— WORK REQUIRED —
Transcribe the material exactly. Images do not belong in the copy.

************

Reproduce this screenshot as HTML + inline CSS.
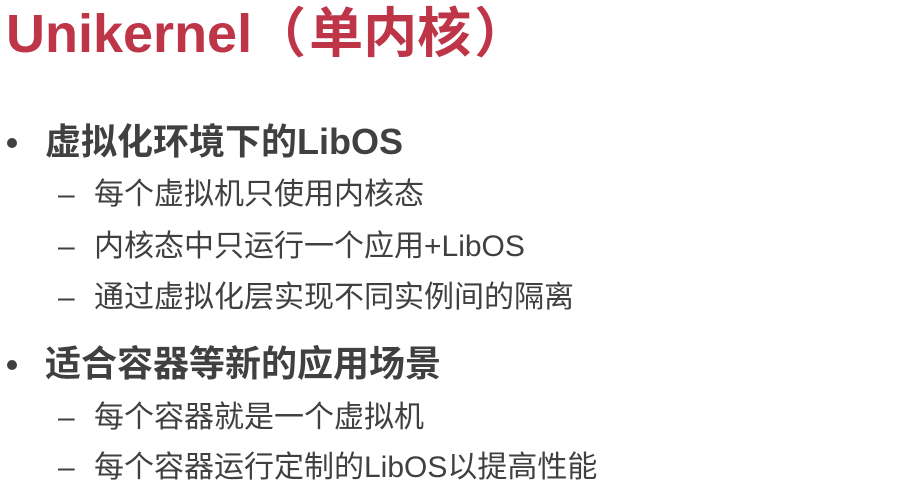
<!DOCTYPE html>
<html><head><meta charset="utf-8"><style>
html,body{margin:0;padding:0;width:919px;height:490px;background:#fff;overflow:hidden}
body{font-family:"Liberation Sans","Noto Sans CJK SC",sans-serif;color:#404040;position:relative}
.t{position:absolute;left:6px;top:2px;font-size:54px;font-weight:bold;color:#be3548;line-height:64px;white-space:nowrap}
.t span{margin:0 3px}
.l1,.l2{position:absolute;white-space:nowrap}
.l1{left:45px;font-size:36px;font-weight:bold;line-height:40px}
.l1:before{content:"";position:absolute;left:-38px;top:16px;width:10px;height:10px;border-radius:50%;background:#404040}
.l2{left:94px;font-size:30px;line-height:36px}
.l2:before{content:"–";position:absolute;left:-36px}
</style></head><body>
<div class="t">Unikernel（<span>单内核</span>）</div>
<div class="l1" style="top:122px">虚拟化环境下的LibOS</div>
<div class="l2" style="top:177px">每个虚拟机只使用内核态</div>
<div class="l2" style="top:229px">内核态中只运行一个应用+LibOS</div>
<div class="l2" style="top:280px">通过虚拟化层实现不同实例间的隔离</div>
<div class="l1" style="top:344px">适合容器等新的应用场景</div>
<div class="l2" style="top:400px">每个容器就是一个虚拟机</div>
<div class="l2" style="top:450px">每个容器运行定制的LibOS以提高性能</div>
</body></html>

************

— WRITTEN ANSWER —
Reproduce this screenshot as HTML + inline CSS.
<!DOCTYPE html>
<html><head><meta charset="utf-8"><style>
html,body{margin:0;padding:0;width:919px;height:490px;background:#fff;overflow:hidden}
body{font-family:"Liberation Sans","Noto Sans CJK SC",sans-serif;color:#404040;position:relative}
.t{position:absolute;left:6px;top:2px;font-size:54px;font-weight:bold;color:#be3548;line-height:64px;white-space:nowrap}
.t span{margin:0 3px}
.l1,.l2{position:absolute;white-space:nowrap}
.l1{left:45px;font-size:36px;font-weight:bold;line-height:40px}
.l1:before{content:"";position:absolute;left:-38px;top:16px;width:10px;height:10px;border-radius:50%;background:#404040}
.l2{left:94px;font-size:30px;line-height:36px}
.l2:before{content:"–";position:absolute;left:-36px}
</style></head><body>
<div class="t">Unikernel（<span>单内核</span>）</div>
<div class="l1" style="top:122px">虚拟化环境下的LibOS</div>
<div class="l2" style="top:177px">每个虚拟机只使用内核态</div>
<div class="l2" style="top:229px">内核态中只运行一个应用+LibOS</div>
<div class="l2" style="top:280px">通过虚拟化层实现不同实例间的隔离</div>
<div class="l1" style="top:344px">适合容器等新的应用场景</div>
<div class="l2" style="top:400px">每个容器就是一个虚拟机</div>
<div class="l2" style="top:450px">每个容器运行定制的LibOS以提高性能</div>
</body></html>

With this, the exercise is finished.